RECORDS FOR PROCESSING ->
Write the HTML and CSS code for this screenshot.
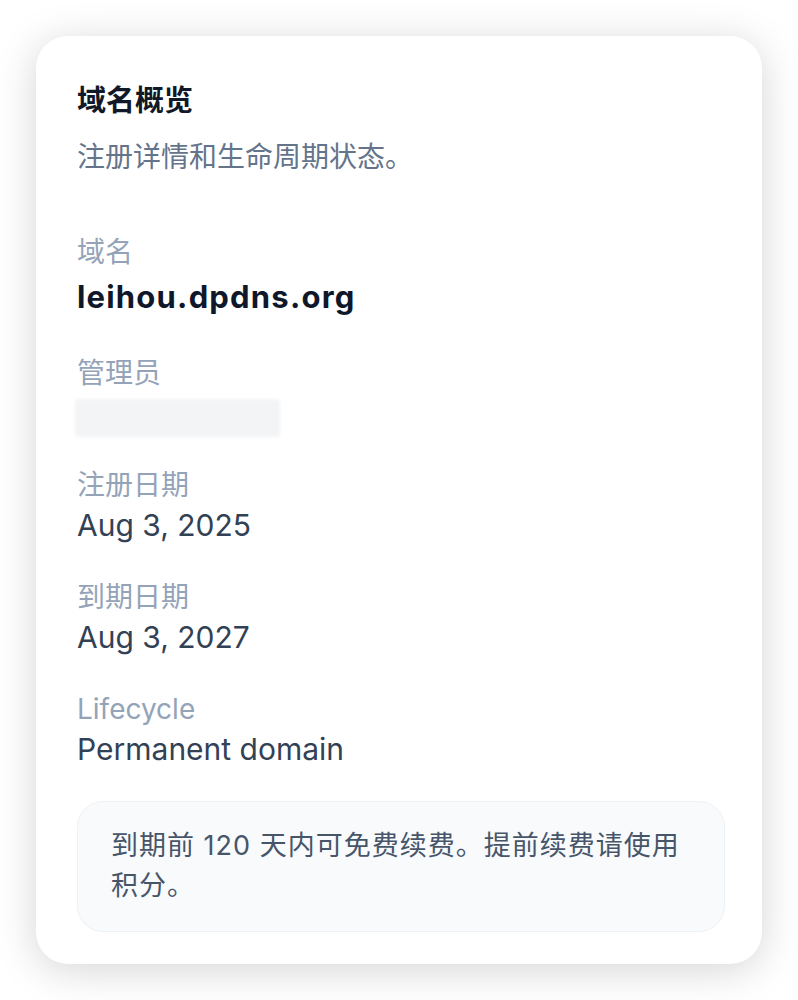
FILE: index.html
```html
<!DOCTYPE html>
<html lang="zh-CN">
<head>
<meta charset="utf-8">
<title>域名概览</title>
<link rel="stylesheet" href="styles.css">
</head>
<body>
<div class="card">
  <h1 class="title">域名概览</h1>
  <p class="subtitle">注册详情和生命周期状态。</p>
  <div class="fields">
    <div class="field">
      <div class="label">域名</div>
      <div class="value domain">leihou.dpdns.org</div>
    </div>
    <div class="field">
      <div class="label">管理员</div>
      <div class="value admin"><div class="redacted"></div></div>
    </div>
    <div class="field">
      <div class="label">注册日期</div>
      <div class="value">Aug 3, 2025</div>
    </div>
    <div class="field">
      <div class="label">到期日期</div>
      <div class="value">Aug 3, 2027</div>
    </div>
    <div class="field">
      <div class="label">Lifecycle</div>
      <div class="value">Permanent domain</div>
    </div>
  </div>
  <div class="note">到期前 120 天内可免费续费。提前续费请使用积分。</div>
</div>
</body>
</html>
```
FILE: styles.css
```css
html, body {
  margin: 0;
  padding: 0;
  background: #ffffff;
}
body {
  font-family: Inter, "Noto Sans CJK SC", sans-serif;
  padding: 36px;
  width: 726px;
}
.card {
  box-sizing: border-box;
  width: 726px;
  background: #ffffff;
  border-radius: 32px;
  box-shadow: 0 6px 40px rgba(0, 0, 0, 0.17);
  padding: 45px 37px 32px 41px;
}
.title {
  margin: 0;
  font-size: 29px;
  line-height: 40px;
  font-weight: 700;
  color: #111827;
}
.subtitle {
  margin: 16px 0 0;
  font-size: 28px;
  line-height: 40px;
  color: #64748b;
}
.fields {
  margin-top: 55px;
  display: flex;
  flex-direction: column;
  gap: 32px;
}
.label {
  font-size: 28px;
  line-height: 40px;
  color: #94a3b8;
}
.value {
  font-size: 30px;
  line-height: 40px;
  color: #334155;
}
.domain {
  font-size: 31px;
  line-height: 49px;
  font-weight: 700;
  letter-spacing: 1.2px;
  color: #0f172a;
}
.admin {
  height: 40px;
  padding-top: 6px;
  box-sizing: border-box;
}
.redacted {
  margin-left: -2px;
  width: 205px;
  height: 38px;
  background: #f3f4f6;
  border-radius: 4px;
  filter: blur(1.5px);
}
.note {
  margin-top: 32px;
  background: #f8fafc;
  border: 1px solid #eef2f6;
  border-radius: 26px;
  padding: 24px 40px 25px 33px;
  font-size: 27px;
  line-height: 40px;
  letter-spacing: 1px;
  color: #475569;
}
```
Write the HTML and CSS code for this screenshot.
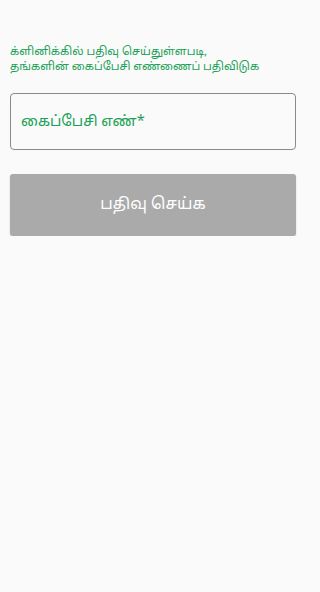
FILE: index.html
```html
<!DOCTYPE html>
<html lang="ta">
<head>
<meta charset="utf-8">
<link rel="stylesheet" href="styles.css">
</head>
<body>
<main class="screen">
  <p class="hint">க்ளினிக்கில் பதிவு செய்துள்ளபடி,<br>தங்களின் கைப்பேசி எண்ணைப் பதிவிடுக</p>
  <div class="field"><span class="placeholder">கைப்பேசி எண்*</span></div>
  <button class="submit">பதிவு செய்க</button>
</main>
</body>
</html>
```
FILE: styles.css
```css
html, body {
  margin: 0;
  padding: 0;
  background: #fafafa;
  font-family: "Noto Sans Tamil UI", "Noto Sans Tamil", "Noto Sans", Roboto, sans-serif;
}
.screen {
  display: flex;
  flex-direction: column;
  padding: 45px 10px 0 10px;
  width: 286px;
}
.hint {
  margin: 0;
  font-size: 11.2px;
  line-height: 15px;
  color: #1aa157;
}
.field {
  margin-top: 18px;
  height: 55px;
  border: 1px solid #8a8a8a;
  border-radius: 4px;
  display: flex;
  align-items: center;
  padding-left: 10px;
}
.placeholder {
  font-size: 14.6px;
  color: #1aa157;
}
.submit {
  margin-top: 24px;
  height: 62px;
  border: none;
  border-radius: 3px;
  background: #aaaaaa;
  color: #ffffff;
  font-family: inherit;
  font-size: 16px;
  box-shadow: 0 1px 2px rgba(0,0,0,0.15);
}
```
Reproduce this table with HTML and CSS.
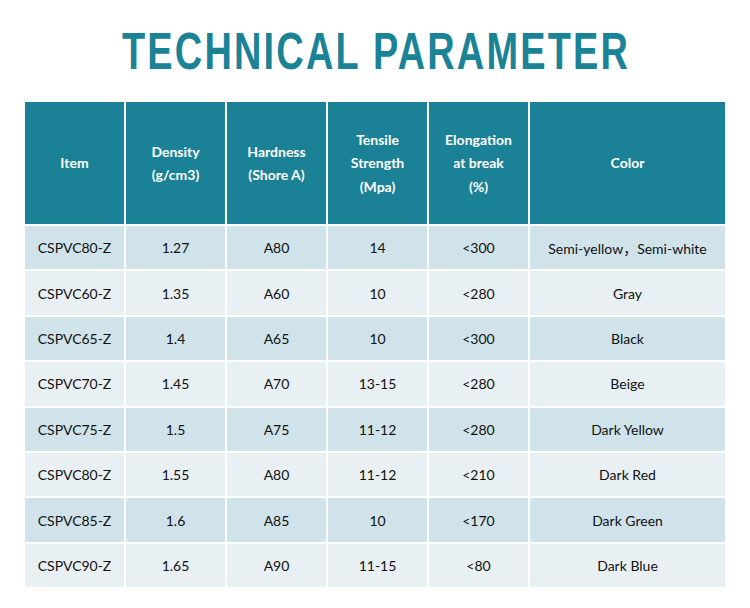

AIM OF THE TASK -> Your task is to return the entries above exactly, with no pictures.

EXERCISE RESPONSE ->
Write the HTML and CSS code for this screenshot.
FILE: index.html
```html
<!DOCTYPE html>
<html lang="zh-CN">
<head>
<meta charset="utf-8">
<title>域名概览</title>
<link rel="stylesheet" href="styles.css">
</head>
<body>
<div class="card">
  <h1 class="title">域名概览</h1>
  <p class="subtitle">注册详情和生命周期状态。</p>
  <div class="fields">
    <div class="field">
      <div class="label">域名</div>
      <div class="value domain">leihou.dpdns.org</div>
    </div>
    <div class="field">
      <div class="label">管理员</div>
      <div class="value admin"><div class="redacted"></div></div>
    </div>
    <div class="field">
      <div class="label">注册日期</div>
      <div class="value">Aug 3, 2025</div>
    </div>
    <div class="field">
      <div class="label">到期日期</div>
      <div class="value">Aug 3, 2027</div>
    </div>
    <div class="field">
      <div class="label">Lifecycle</div>
      <div class="value">Permanent domain</div>
    </div>
  </div>
  <div class="note">到期前 120 天内可免费续费。提前续费请使用积分。</div>
</div>
</body>
</html>
```
FILE: styles.css
```css
html, body {
  margin: 0;
  padding: 0;
  background: #ffffff;
}
body {
  font-family: Inter, "Noto Sans CJK SC", sans-serif;
  padding: 36px;
  width: 726px;
}
.card {
  box-sizing: border-box;
  width: 726px;
  background: #ffffff;
  border-radius: 32px;
  box-shadow: 0 6px 40px rgba(0, 0, 0, 0.17);
  padding: 45px 37px 32px 41px;
}
.title {
  margin: 0;
  font-size: 29px;
  line-height: 40px;
  font-weight: 700;
  color: #111827;
}
.subtitle {
  margin: 16px 0 0;
  font-size: 28px;
  line-height: 40px;
  color: #64748b;
}
.fields {
  margin-top: 55px;
  display: flex;
  flex-direction: column;
  gap: 32px;
}
.label {
  font-size: 28px;
  line-height: 40px;
  color: #94a3b8;
}
.value {
  font-size: 30px;
  line-height: 40px;
  color: #334155;
}
.domain {
  font-size: 31px;
  line-height: 49px;
  font-weight: 700;
  letter-spacing: 1.2px;
  color: #0f172a;
}
.admin {
  height: 40px;
  padding-top: 6px;
  box-sizing: border-box;
}
.redacted {
  margin-left: -2px;
  width: 205px;
  height: 38px;
  background: #f3f4f6;
  border-radius: 4px;
  filter: blur(1.5px);
}
.note {
  margin-top: 32px;
  background: #f8fafc;
  border: 1px solid #eef2f6;
  border-radius: 26px;
  padding: 24px 40px 25px 33px;
  font-size: 27px;
  line-height: 40px;
  letter-spacing: 1px;
  color: #475569;
}
```
Write the HTML and CSS code for this screenshot.
FILE: index.html
```html
<!DOCTYPE html>
<html lang="ta">
<head>
<meta charset="utf-8">
<link rel="stylesheet" href="styles.css">
</head>
<body>
<main class="screen">
  <p class="hint">க்ளினிக்கில் பதிவு செய்துள்ளபடி,<br>தங்களின் கைப்பேசி எண்ணைப் பதிவிடுக</p>
  <div class="field"><span class="placeholder">கைப்பேசி எண்*</span></div>
  <button class="submit">பதிவு செய்க</button>
</main>
</body>
</html>
```
FILE: styles.css
```css
html, body {
  margin: 0;
  padding: 0;
  background: #fafafa;
  font-family: "Noto Sans Tamil UI", "Noto Sans Tamil", "Noto Sans", Roboto, sans-serif;
}
.screen {
  display: flex;
  flex-direction: column;
  padding: 45px 10px 0 10px;
  width: 286px;
}
.hint {
  margin: 0;
  font-size: 11.2px;
  line-height: 15px;
  color: #1aa157;
}
.field {
  margin-top: 18px;
  height: 55px;
  border: 1px solid #8a8a8a;
  border-radius: 4px;
  display: flex;
  align-items: center;
  padding-left: 10px;
}
.placeholder {
  font-size: 14.6px;
  color: #1aa157;
}
.submit {
  margin-top: 24px;
  height: 62px;
  border: none;
  border-radius: 3px;
  background: #aaaaaa;
  color: #ffffff;
  font-family: inherit;
  font-size: 16px;
  box-shadow: 0 1px 2px rgba(0,0,0,0.15);
}
```
Reproduce this table with HTML and CSS.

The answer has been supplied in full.